View Full Version : Why We Fight: An Examination Of War Says: Follow The Money

03-10-2006, 10:30 AM
Why We Fight: An Examination Of War Says: Follow The Money


(Gold9472: The original BBC version of "Why We Fight" is available in the "YBBS Video Collection (http://www.yourbbsucks.com/forum/videos1.htm)". I strongly recommend it.)

By Christy Lemire
Associated Press

"Why We Fight": The title seeks an answer to a question that is all too timely, as fighting in Iraq continues with seemingly no end in sight. But as Eugene Jarecki shows in his documentary with often sobering insight, such a discussion would have been relevant at any time over the past half-century.

His theory springs from President Eisenhower's 1961 farewell speech, in which he introduced the term "military-industrial complex." The film suggests that war happens not for ideological reasons but for economic ones: War benefits certain corporate interests, regardless of the enemy or the political affiliation of the president in office.

It's an intriguing concept, and as Jarecki moves from current and former military officers to a father who lost his son on Sept. 11, his film unfolds as a calmer, more thoughtful version of Michael Moore's "Fahrenheit 9/11."

You'll find no snarky voiceover here, no ironic use of music. If scenes from a defense contractors' trade show come off as uncomfortably upbeat, it is solely the responsibility of the participants involved.

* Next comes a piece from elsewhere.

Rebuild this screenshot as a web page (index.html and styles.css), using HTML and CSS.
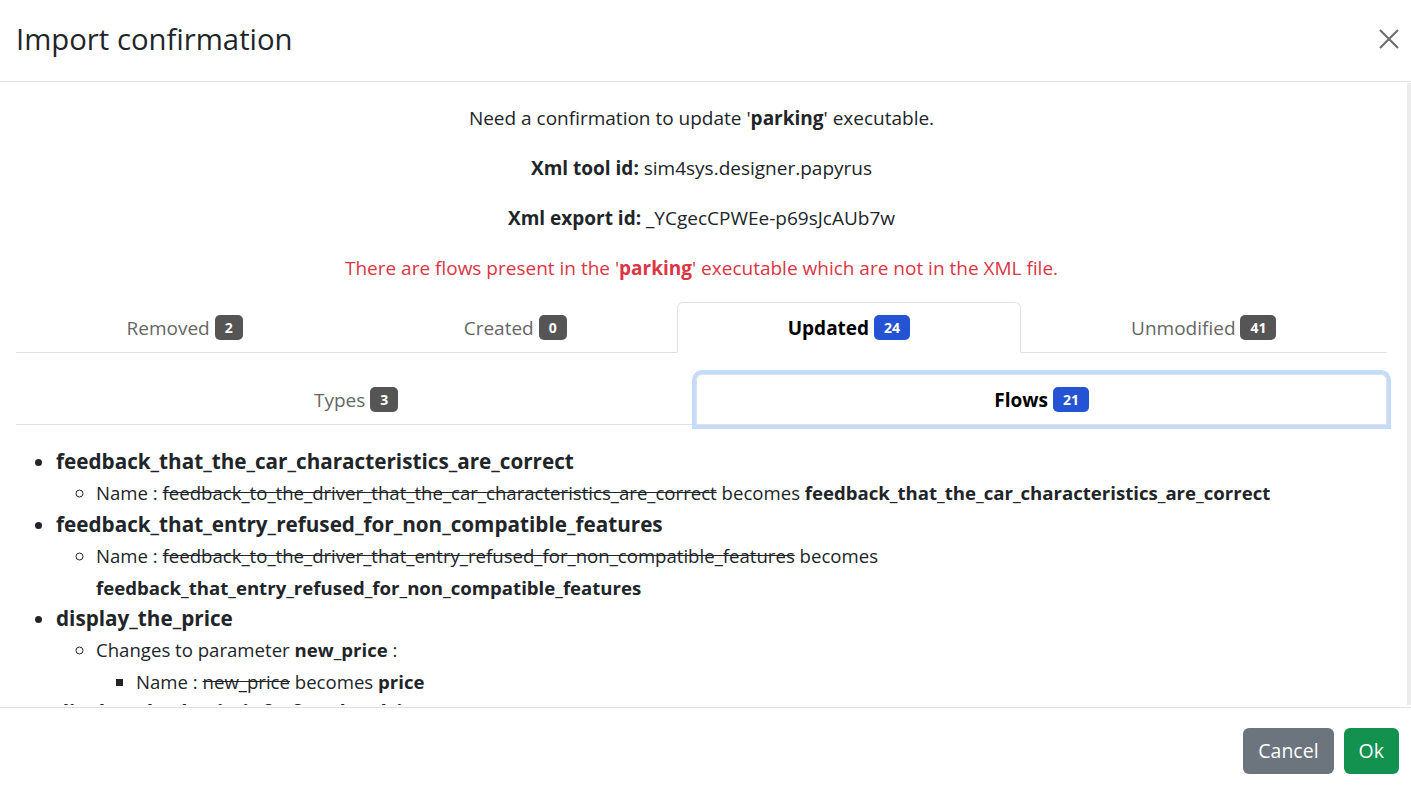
FILE: index.html
```html
<!DOCTYPE html>
<html lang="en">

<head>
    <meta charset="UTF-8">
    <meta name="viewport" content="width=device-width, initial-scale=1.0">
    <title>Import confirmation</title>
    <link rel="stylesheet" href="styles.css">
</head>

<body>
    <div class="modal">
        <div class="modal-header">
            <h2 class="modal-title">Import confirmation</h2>
            <button class="btn-close" aria-label="Close">
                <svg width="20" height="20" viewBox="0 0 20 20"><path d="M1 1L19 19M19 1L1 19" stroke="#6f6f6f" stroke-width="2.2" fill="none"/></svg>
            </button>
        </div>

        <div class="modal-body">
            <p>Need a confirmation to update '<b>parking</b>' executable.</p>
            <p><b>Xml tool id:</b> sim4sys.designer.papyrus</p>
            <p><b>Xml export id:</b> _YCgecCPWEe-p69sJcAUb7w</p>
            <p class="danger">There are flows present in the '<b>parking</b>' executable which are not in the XML file.</p>

            <!-- onglets principaux -->
            <ul class="tabs">
                <li class="tab">Removed <span class="badge">2</span></li>
                <li class="tab">Created <span class="badge">0</span></li>
                <li class="tab active">Updated <span class="badge blue">24</span></li>
                <li class="tab">Unmodified <span class="badge">41</span></li>
            </ul>

            <!-- sous-onglets de "Updated" -->
            <ul class="tabs sub">
                <li class="tab">Types <span class="badge">3</span></li>
                <li class="tab active focus">Flows <span class="badge blue">21</span></li>
            </ul>

            <ul class="flows">
                <li>feedback_that_the_car_characteristics_are_correct
                    <ul>
                        <li>Name : <del>feedback_to_the_driver_that_the_car_characteristics_are_correct</del> becomes <b>feedback_that_the_car_characteristics_are_correct</b></li>
                    </ul>
                </li>
                <li>feedback_that_entry_refused_for_non_compatible_features
                    <ul>
                        <li>Name : <del>feedback_to_the_driver_that_entry_refused_for_non_compatible_features</del> becomes <b>feedback_that_entry_refused_for_non_compatible_features</b></li>
                    </ul>
                </li>
                <li>display_the_price
                    <ul>
                        <li>Changes to parameter <b>new_price</b> :
                            <ul>
                                <li>Name : <del>new_price</del> becomes <b>price</b></li>
                            </ul>
                        </li>
                    </ul>
                </li>
                <li>display_the_basic_info_for_the_driver
                    <ul>
                        <li>Name : <del>display_basic_info</del> becomes <b>display_the_basic_info_for_the_driver</b></li>
                    </ul>
                </li>
            </ul>
        </div>

        <div class="modal-footer">
            <button class="btn grey">Cancel</button>
            <button class="btn green">Ok</button>
        </div>
    </div>
</body>

</html>
```

FILE: styles.css
```css
*{
    box-sizing: border-box;
}
body{
    margin: 0;
    font-family: "Open Sans", "Noto Sans", sans-serif;
    color: #212529;
    background: #fff;
}
.modal{
    height: 100vh;
    display: flex;
    flex-direction: column;
}
.modal-header{
    height: 82px;
    flex-shrink: 0;
    display: flex;
    align-items: center;
    justify-content: space-between;
    padding: 0 12px 4px 16px;
    border-bottom: 1px solid #dee2e6;
}
.modal-title{
    margin: 0;
    font-size: 29.3px;
    font-weight: 400;
}
.btn-close{
    border: 0;
    background: none;
    padding: 0;
    width: 20px;
    height: 20px;
    margin-top: 0;
    cursor: pointer;
}
/* la barre de droite imite la barre de défilement fine */
.modal-body{
    flex: 1;
    overflow: hidden;
    padding: 22px 20px 0 16px;
    font-size: 19px;
    border-right: 4px solid #ececec;
    margin: 1px 0 2px;
}
.modal-body p{
    margin: 0 0 23px;
    line-height: 27px;
    text-align: center;
}
.modal-body b{
    font-weight: 700;
}
.modal-body p.danger{
    color: #dc3545;
    margin-bottom: 20px;
}

/* onglets */
.tabs{
    list-style: none;
    margin: 0;
    padding: 0;
    display: flex;
    border-bottom: 1px solid #dee2e6;
}
.tab{
    flex: 1 1 auto;
    text-align: center;
    height: 51px;
    line-height: 50px;
    color: #666;
    border: 1px solid transparent;
    border-radius: 6px 6px 0 0;
    margin-bottom: -1px;
    font-size: 19px;
}
.tab.active{
    color: #000;
    font-weight: 700;
    background: #fff;
    border-color: #dee2e6 #dee2e6 #fff;
}
.tabs.sub{
    margin-top: 21px;
}
.tab.focus{
    border-color: #dee2e6;
    box-shadow: 0 0 0 4px #c5dbfb;
}
.badge{
    display: inline-block;
    vertical-align: 2px;
    font-size: 14px;
    font-weight: 700;
    line-height: 1;
    padding: 6px 10px 5px;
    border-radius: 5px;
    color: #fff;
    background: #555;
}
.badge.blue{
    background: #2453d4;
}

/* liste des flows */
.flows{
    margin: 21px 0 0;
    padding-left: 40px;
    list-style: disc;
}
.flows > li{
    font-size: 20.7px;
    font-weight: 700;
    line-height: 31.4px;
}
.flows ul{
    padding-left: 40px;
    margin: 0;
    list-style: circle;
    font-size: 18.6px;
    font-weight: 400;
    line-height: 31.4px;
}
.flows ul ul{
    list-style: square;
}
.flows del{
    text-decoration: line-through;
}

.modal-footer{
    height: 83px;
    flex-shrink: 0;
    display: flex;
    align-items: center;
    justify-content: flex-end;
    gap: 10px;
    padding: 3px 12px 0;
    border-top: 1px solid #dee2e6;
}
.btn{
    height: 46px;
    border: 0;
    border-radius: 6px;
    padding: 0 15px;
    font-family: inherit;
    font-size: 19.5px;
    color: #fff;
    cursor: pointer;
}
.btn.grey{
    background: #6c757d;
}
.btn.green{
    background: #12914f;
}
```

That same approach, though, too often renders the documentary dry and didactic. At times it feels like just a litany of talking heads -- Gore Vidal, Sen. John McCain, Richard Perle, even Eisenhower's son John, who looks strikingly like Ike -- interspersed with maps and footage of high-tech military machinery.

Not surprisingly, Jarecki's movie is most compelling when it focuses on the human element of why we fight. He introduces us to Wilton Sekzer, who was a New York City policeman for 35 years and whose son, Jason, died in the World Trade Center. Sekzer's acceptance of the rightness of the Iraq war later gives way to disillusionment.

So we do we fight? Jarecki poses that question to a series of children attending an air show, several of whom respond, "freedom."

Clearly it isn't that simple.

As Eisenhower left office 45 years ago, he said: "God help the country when somebody sits at this desk who doesn't know as much about the military as I do."